Investment convictions
Core scenario
- Visibility Restored. The fog is lifting. Global markets have entered November with better visibility than at any point this year – growth stronger than anticipated, inflation lower than expected, and policy broadly supportive. After weeks of patchy data and hesitant sentiment, confidence is returning as activity holds up and volatility subsides.
- Fed’s gradualism. The Federal Reserve, after back-to-back cuts in September and October, is entering a new phase of conditional easing. The October data blackout has created a paradox: Less information has made the Fed more cautious. Policy divergence is emerging, with the ECB “in a good place” and the Bank of Japan preparing to tighten – a normalisation rather than a threat.
- Financial conditions improve. Liquidity is ample, credit stable, and real yields remain positive but manageable. Growth around 2% in the US and 1% in Europe supports our soft-landing scenario. US inflation is set to peak near 3.75% before easing into 2026.
- Regional balance. Europe benefits from fiscal support and improving PMIs above 50, while China’s trade truce buys time for adjustment. Emerging Markets enjoy renewed inflows, high carry, and a weaker dollar. Divergence, once feared, now signals equilibrium.
- Valuations high but justified. Equities trade at premium multiples, yet balance sheets are strong and earnings momentum positive.
Risks
- Fed hesitation. A prolonged data blackout and divided FOMC could delay further easing, risking an untimely pause in liquidity support.
- Fiscal credibility. Rising issuance and political noise could test bond market confidence and trigger volatility in long-dated yields.
- European politics. Cohesion risks persist as France remains a fiscal flashpoint; political noise could weigh temporarily on sentiment.
- Geopolitical fragmentation. The US–China rivalry remains entrenched, while energy supply and global trade patterns continue to shift.
Cross asset strategy
- We hold a constructive stance on global equities over the medium-term:
- Our overall positioning remains Overweight, led by a positive view on all regions.
- Regional allocation:
- United States: Slight Overweight: The Fed’s dovish pivot in September has set the stage for further easing. US tech remains a core conviction amid resilient growth.
- Japan: Slight Overweight: Trade visibility and tariff relief continue to support cyclical sectors, especially exporters. The election of Sanae Takaichi is symbolizing structural reform and diversity in leadership and is therefore seen as an important step to eliminate the discount on Japanese equities.
- Europe: Slight Overweight: Tariff relief offers support, and Germany’s expansionary budget has been approved. The ECB is on hold but retains flexibility.

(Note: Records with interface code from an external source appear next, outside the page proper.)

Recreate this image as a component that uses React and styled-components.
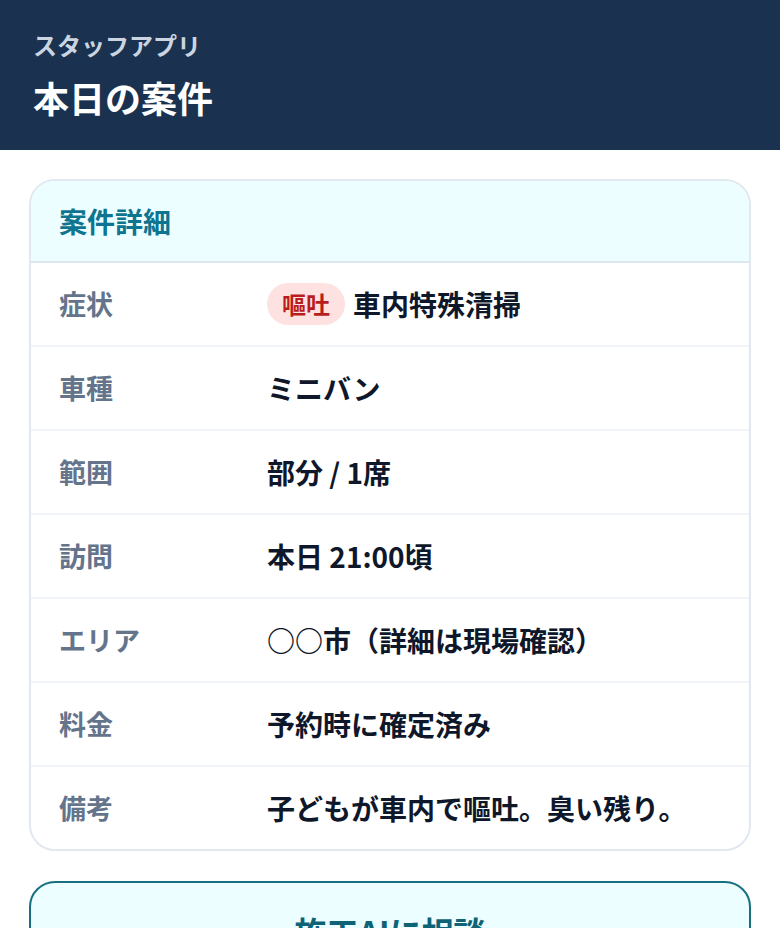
import React from 'react';
import styled, { createGlobalStyle } from 'styled-components';

const GlobalStyle = createGlobalStyle`
    html, body {
        margin: 0;
        padding: 0;
        background: #ffffff;
    }
    body {
        font-family: "Noto Sans CJK JP", "Noto Sans", sans-serif;
        -webkit-font-smoothing: antialiased;
    }
`;

const Page = styled.div`
    width: 780px;
    min-height: 928px;
    background: #ffffff;
`;

const Header = styled.header`
    background: #1a324f;
    padding: 28px 33px 28px;
    display: flex;
    flex-direction: column;
    gap: 10px;
`;

const AppName = styled.div`
    font-size: 24px;
    line-height: 34px;
    font-weight: 700;
    color: #cbd5e1;
`;

const Title = styled.h1`
    margin: 0;
    font-size: 36px;
    line-height: 50px;
    font-weight: 700;
    color: #ffffff;
`;

const Main = styled.main`
    padding: 29px 29px;
    display: flex;
    flex-direction: column;
    gap: 30px;
`;

const Card = styled.section`
    border: 2px solid #e2e8f0;
    border-radius: 26px;
    overflow: hidden;
    background: #ffffff;
`;

const CardHeader = styled.div`
    background: #ecfeff;
    border-bottom: 2px solid #dbe8ee;
    padding: 22px 28px;
    font-size: 28px;
    line-height: 36px;
    font-weight: 700;
    color: #0e7490;
`;

const Row = styled.div`
    display: grid;
    grid-template-columns: 208px 1fr;
    align-items: center;
    padding: 20px 28px;
    border-top: ${props => props.first ? 'none' : '2px solid #f1f5f9'};
`;

const Label = styled.div`
    font-size: 27px;
    line-height: 42px;
    font-weight: 700;
    color: #64748b;
`;

const Value = styled.div`
    display: flex;
    align-items: center;
    gap: 8px;
    font-size: 28px;
    line-height: 42px;
    font-weight: 700;
    color: #0f172a;
`;

const Badge = styled.span`
    display: inline-flex;
    align-items: center;
    justify-content: center;
    height: 42px;
    padding: 0 15px;
    border-radius: 21px;
    background: #fee2e2;
    color: #b91c1c;
    font-size: 24px;
    font-weight: 700;
`;

const ConsultButton = styled.button`
    font-family: inherit;
    width: 100%;
    border: 2px solid #16707f;
    border-radius: 26px;
    background: #ecfeff;
    padding: 26px 20px;
    font-size: 32px;
    line-height: 44px;
    font-weight: 700;
    color: #0e6476;
    text-align: center;
`;

const rows = [
    { label: '症状', value: '車内特殊清掃', badge: '嘔吐' },
    { label: '車種', value: 'ミニバン' },
    { label: '範囲', value: '部分 / 1席' },
    { label: '訪問', value: '本日 21:00頃' },
    { label: 'エリア', value: '○○市（詳細は現場確認）' },
    { label: '料金', value: '予約時に確定済み' },
    { label: '備考', value: '子どもが車内で嘔吐。臭い残り。' },
];

export default function App() {
    return (
        <Page>
            <GlobalStyle />
            <Header>
                <AppName>スタッフアプリ</AppName>
                <Title>本日の案件</Title>
            </Header>
            <Main>
                <Card>
                    <CardHeader>案件詳細</CardHeader>
                    {rows.map((row, i) => (
                        <Row key={row.label} first={i === 0}>
                            <Label>{row.label}</Label>
                            <Value>
                                {row.badge && <Badge>{row.badge}</Badge>}
                                {row.value}
                            </Value>
                        </Row>
                    ))}
                </Card>
                <ConsultButton>施工AIに相談</ConsultButton>
            </Main>
        </Page>
    );
}
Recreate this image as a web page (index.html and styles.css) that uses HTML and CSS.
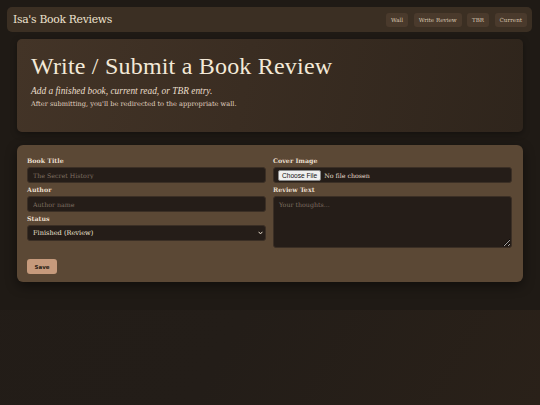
FILE: index.html
```html
<!DOCTYPE html>
<html lang="en">
<head>
<meta charset="utf-8">
<title>Write / Submit a Book Review</title>
<link rel="stylesheet" href="styles.css">
</head>
<body>
<div class="page">
  <header class="topbar">
    <div class="brand">Isa's Book Reviews</div>
    <nav class="nav">
      <a class="nav-link" href="#">Wall</a>
      <a class="nav-link" href="#">Write Review</a>
      <a class="nav-link" href="#">TBR</a>
      <a class="nav-link" href="#">Current</a>
    </nav>
  </header>
  <main class="main">
    <section class="hero">
      <h1 class="hero-title">Write / Submit a Book Review</h1>
      <p class="hero-sub">Add a finished book, current read, or TBR entry.</p>
      <p class="hero-note">After submitting, you'll be redirected to the appropriate wall.</p>
    </section>
    <form class="card">
      <div class="grid">
        <div class="col">
          <label class="field">
            <span class="label">Book Title</span>
            <input class="control" type="text" placeholder="The Secret History">
          </label>
          <label class="field">
            <span class="label">Author</span>
            <input class="control" type="text" placeholder="Author name">
          </label>
          <label class="field">
            <span class="label">Status</span>
            <span class="select-wrap">
              <select class="control select">
                <option>Finished (Review)</option>
                <option>Currently Reading</option>
                <option>TBR</option>
              </select>
              <svg class="chev" width="5" height="4" viewBox="0 0 5 4" aria-hidden="true"><path d="M0.6 0.8 L2.5 2.9 L4.4 0.8" fill="none" stroke="#e8dccb" stroke-width="1"/></svg>
            </span>
          </label>
        </div>
        <div class="col">
          <label class="field">
            <span class="label">Cover Image</span>
            <span class="control file-wrap"><input class="file" type="file"></span>
          </label>
          <label class="field">
            <span class="label">Review Text</span>
            <textarea class="control area" placeholder="Your thoughts..."></textarea>
          </label>
        </div>
      </div>
      <button class="save" type="button">Save</button>
    </form>
  </main>
</div>
</body>
</html>
```
FILE: styles.css
```css
html, body {
  margin: 0;
  padding: 0;
}
body {
  background: linear-gradient(120deg, #221c17 0%, #231d18 55%, #2a2119 100%);
  min-height: 405px;
  font-family: "DejaVu Serif", "Liberation Serif", serif;
  color: #efe4d3;
}
.page {
  background: #1f1a15;
  padding: 7px 0 28px;
}
.topbar {
  margin: 0 8px 0 7px;
  height: 25px;
  background: #3b2f23;
  border-radius: 5px;
  display: flex;
  align-items: center;
  justify-content: space-between;
  padding: 0 5px 0 6px;
}
.brand {
  font-size: 10.8px;
  letter-spacing: -0.3px;
  color: #eee2cf;
}
.nav {
  display: flex;
  gap: 5.5px;
}
.nav-link {
  font-size: 5.6px;
  color: #d8c6b0;
  text-decoration: none;
  background: #4a3a2c;
  border-radius: 3px;
  padding: 3px 5px;
  line-height: 8px;
}
.main {
  padding: 7px 17px 0;
}
.hero {
  background: linear-gradient(100deg, #433427 0%, #3a2d22 45%, #2f251c 100%);
  border-radius: 5px;
  height: 93px;
  box-sizing: border-box;
  padding: 13px 14px 0;
  box-shadow: 0 2px 6px rgba(0,0,0,0.35);
}
.hero-title {
  margin: 0;
  font-family: "Liberation Serif", serif;
  font-weight: 400;
  font-size: 24px;
  line-height: 28px;
  letter-spacing: 0.2px;
  color: #f3e9d8;
}
.hero-sub {
  margin: 5px 0 0;
  font-family: "Liberation Serif", serif;
  font-style: italic;
  font-size: 9.4px;
  line-height: 12px;
  color: #eadfcc;
}
.hero-note {
  margin: 3px 0 0;
  font-size: 6.6px;
  line-height: 9px;
  color: #e0d3c0;
}
.card {
  margin-top: 13px;
  background: #5b4835;
  border-radius: 6px;
  padding: 12px 11px 8px 10px;
  box-shadow: 0 4px 12px rgba(0,0,0,0.45);
  height: 137px;
  box-sizing: border-box;
}
.grid {
  display: grid;
  grid-template-columns: 1fr 1fr;
  column-gap: 7px;
}
.col {
  display: flex;
  flex-direction: column;
  gap: 3px;
}
.field {
  display: flex;
  flex-direction: column;
  gap: 2px;
}
.label {
  font-size: 6.3px;
  line-height: 8px;
  font-weight: 700;
  color: #eadfcd;
}
.control {
  display: block;
  box-sizing: border-box;
  height: 16px;
  width: 100%;
  background: #251d18;
  border: 1px solid #3b2f25;
  border-radius: 3px;
  color: #eadfcd;
  font-family: "DejaVu Serif", serif;
  font-size: 6.3px;
  padding: 0 5px;
  outline: none;
  margin: 0;
}
.control::placeholder {
  color: #7f7062;
}
.select-wrap {
  position: relative;
  display: block;
  height: 16px;
}
.select {
  appearance: none;
  -webkit-appearance: none;
  color: #f0e6d6;
  font-size: 6.6px;
  padding: 0 5px;
}
.chev {
  position: absolute;
  right: 3px;
  top: 6px;
  pointer-events: none;
}
.file-wrap {
  display: flex;
  align-items: center;
  padding: 0 4px;
}
.file {
  font-family: "DejaVu Serif", serif;
  font-size: 6.3px;
  color: #eadfcd;
}
.file::file-selector-button {
  font-family: "Liberation Sans", sans-serif;
  font-size: 6.6px;
  padding: 1px 3px;
  background: #efefef;
  border: 1px solid #8a8a8a;
  border-radius: 2px;
  color: #111;
  margin-right: 3px;
}
.area {
  height: 52px;
  padding: 4px 5px;
  resize: vertical;
}
.save {
  margin-top: 11px;
  background: #c69a7c;
  border: none;
  border-radius: 3px;
  width: 30px;
  height: 15px;
  font-family: "DejaVu Sans", sans-serif;
  font-weight: 700;
  font-size: 5.5px;
  color: #2a1d14;
  padding: 0;
}
```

- Emerging Markets: Slight Overweight: Emerging equities benefit from a US -China trade truce until next year, a softer USD and improved trade visibility. EM debt remains slightly overweighed, supported by attractive yields and lower funding costs.
- Factor and sector allocation:
- We favour a barbell approach with resilient themes such as Technology & AI, and Healthcare which remains supported as most of the bad news now appears discounted in the prices.
- We keep exposure to German and US small- and mid-caps as they are still likely to benefit from expansionary budgets and lower financing costs under a dovish Fed.
- Government bonds:
- We are constructive on core European duration, where stable ECB policy and low inflation expectations anchor yields.
- US Treasuries remain Neutral, with tariff-driven inflation and a Fed reshape adding complexity.
- Credit:
- We prefer European Investment Grade credit, where spreads are attractive versus US credit.
- High Yield has a more limited risk/reward given tight spreads and low embedded risk premia.
- Emerging Market debt is an Overweight on attractive yields, better trade visibility, and dovish Fed support.
- Alternatives:
- Gold remains overweight as a hedge against geopolitical risks, real rate volatility, and a weaker USD; supported by strong central bank buying and retail flows. We have taken some profits following the parabolic rise in recent weeks.
- We acknowledge that the US dollar remains the key pivot for emerging markets and precious metals.
- We retain allocations to alternative strategies for portfolio stability and diversification.
- Currencies:
- We remain underweight USD, as Fed easing and political pressure weigh on the currency.
- We favour defensive currencies such as the Japanese yen and hold selective long positions in EM currencies with strong fundamentals.
Our Positioning
Renewed macro clarity, as the record-long US government shutdown has come to an end, has been overshadowed by doubts about the sustainability of the AI boom and doubts about the next step in the Fed’s easing process. We remain overweight equities, with a balanced but constructive allocation across all regions, notably Europe and Emerging Markets, which combine cyclical catch-up with structural support. We like resilient global themes such as Technology & AI and Healthcare. Closer to us, we emphasise German mid-caps as a catch-up trade, fuelled by fiscal stimulus. On the fixed income side, our strategy includes Emerging Market debt, supported by attractive yields, tariff relief, and improved investor flows. We also remain constructive on core-European duration while in credit we continue to prefer European Investment Grade over High Yield.